■ **Task description**: Transcribe all of the data exactly. Omit the pictures.
□ □ □ □ □ □ □
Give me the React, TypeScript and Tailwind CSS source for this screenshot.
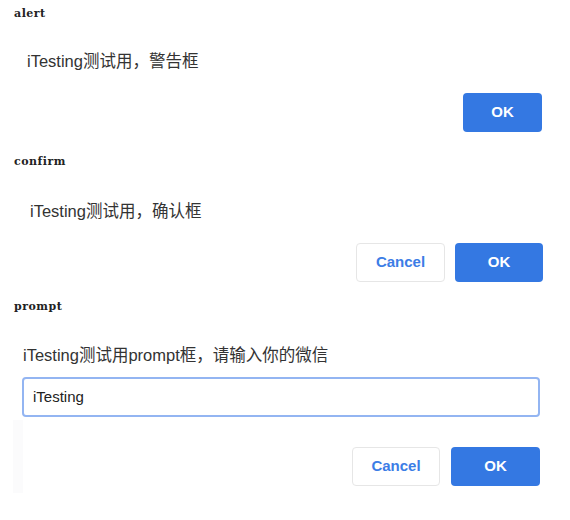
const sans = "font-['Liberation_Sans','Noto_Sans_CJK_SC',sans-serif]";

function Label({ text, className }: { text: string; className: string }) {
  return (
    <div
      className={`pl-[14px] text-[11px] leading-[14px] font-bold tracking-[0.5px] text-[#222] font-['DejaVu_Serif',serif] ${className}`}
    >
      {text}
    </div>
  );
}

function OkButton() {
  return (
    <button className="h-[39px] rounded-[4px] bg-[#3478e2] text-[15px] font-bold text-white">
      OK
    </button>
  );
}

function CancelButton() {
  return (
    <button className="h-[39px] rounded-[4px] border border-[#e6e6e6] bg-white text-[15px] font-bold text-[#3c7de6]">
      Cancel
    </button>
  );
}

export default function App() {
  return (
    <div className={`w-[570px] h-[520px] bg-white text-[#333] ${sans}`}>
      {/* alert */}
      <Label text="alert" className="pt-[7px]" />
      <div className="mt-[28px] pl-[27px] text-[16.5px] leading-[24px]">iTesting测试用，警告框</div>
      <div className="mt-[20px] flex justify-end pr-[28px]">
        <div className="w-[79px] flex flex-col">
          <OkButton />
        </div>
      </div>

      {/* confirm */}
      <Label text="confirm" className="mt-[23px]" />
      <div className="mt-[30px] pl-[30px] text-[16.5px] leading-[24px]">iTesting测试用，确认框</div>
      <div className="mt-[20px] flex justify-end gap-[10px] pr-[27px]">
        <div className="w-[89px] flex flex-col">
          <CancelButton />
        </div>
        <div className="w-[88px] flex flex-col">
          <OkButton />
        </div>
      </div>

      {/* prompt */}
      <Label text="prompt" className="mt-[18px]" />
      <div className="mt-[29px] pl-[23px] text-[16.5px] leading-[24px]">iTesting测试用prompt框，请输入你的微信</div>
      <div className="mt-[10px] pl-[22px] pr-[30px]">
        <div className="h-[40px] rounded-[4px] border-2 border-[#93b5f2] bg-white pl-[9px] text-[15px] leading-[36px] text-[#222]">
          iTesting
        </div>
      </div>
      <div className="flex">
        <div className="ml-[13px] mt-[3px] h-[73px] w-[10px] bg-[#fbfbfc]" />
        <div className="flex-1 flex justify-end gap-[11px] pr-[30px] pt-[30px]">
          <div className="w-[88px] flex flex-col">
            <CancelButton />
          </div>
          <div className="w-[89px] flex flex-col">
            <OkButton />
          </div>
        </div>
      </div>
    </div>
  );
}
□ □ □ □ □ □ □
■ **Answer**:
Give me the React, TypeScript and Tailwind CSS source for this screenshot.
const sans = "font-['Liberation_Sans','Noto_Sans_CJK_SC',sans-serif]";

function Label({ text, className }: { text: string; className: string }) {
  return (
    <div
      className={`pl-[14px] text-[11px] leading-[14px] font-bold tracking-[0.5px] text-[#222] font-['DejaVu_Serif',serif] ${className}`}
    >
      {text}
    </div>
  );
}

function OkButton() {
  return (
    <button className="h-[39px] rounded-[4px] bg-[#3478e2] text-[15px] font-bold text-white">
      OK
    </button>
  );
}

function CancelButton() {
  return (
    <button className="h-[39px] rounded-[4px] border border-[#e6e6e6] bg-white text-[15px] font-bold text-[#3c7de6]">
      Cancel
    </button>
  );
}

export default function App() {
  return (
    <div className={`w-[570px] h-[520px] bg-white text-[#333] ${sans}`}>
      {/* alert */}
      <Label text="alert" className="pt-[7px]" />
      <div className="mt-[28px] pl-[27px] text-[16.5px] leading-[24px]">iTesting测试用，警告框</div>
      <div className="mt-[20px] flex justify-end pr-[28px]">
        <div className="w-[79px] flex flex-col">
          <OkButton />
        </div>
      </div>

      {/* confirm */}
      <Label text="confirm" className="mt-[23px]" />
      <div className="mt-[30px] pl-[30px] text-[16.5px] leading-[24px]">iTesting测试用，确认框</div>
      <div className="mt-[20px] flex justify-end gap-[10px] pr-[27px]">
        <div className="w-[89px] flex flex-col">
          <CancelButton />
        </div>
        <div className="w-[88px] flex flex-col">
          <OkButton />
        </div>
      </div>

      {/* prompt */}
      <Label text="prompt" className="mt-[18px]" />
      <div className="mt-[29px] pl-[23px] text-[16.5px] leading-[24px]">iTesting测试用prompt框，请输入你的微信</div>
      <div className="mt-[10px] pl-[22px] pr-[30px]">
        <div className="h-[40px] rounded-[4px] border-2 border-[#93b5f2] bg-white pl-[9px] text-[15px] leading-[36px] text-[#222]">
          iTesting
        </div>
      </div>
      <div className="flex">
        <div className="ml-[13px] mt-[3px] h-[73px] w-[10px] bg-[#fbfbfc]" />
        <div className="flex-1 flex justify-end gap-[11px] pr-[30px] pt-[30px]">
          <div className="w-[88px] flex flex-col">
            <CancelButton />
          </div>
          <div className="w-[89px] flex flex-col">
            <OkButton />
          </div>
        </div>
      </div>
    </div>
  );
}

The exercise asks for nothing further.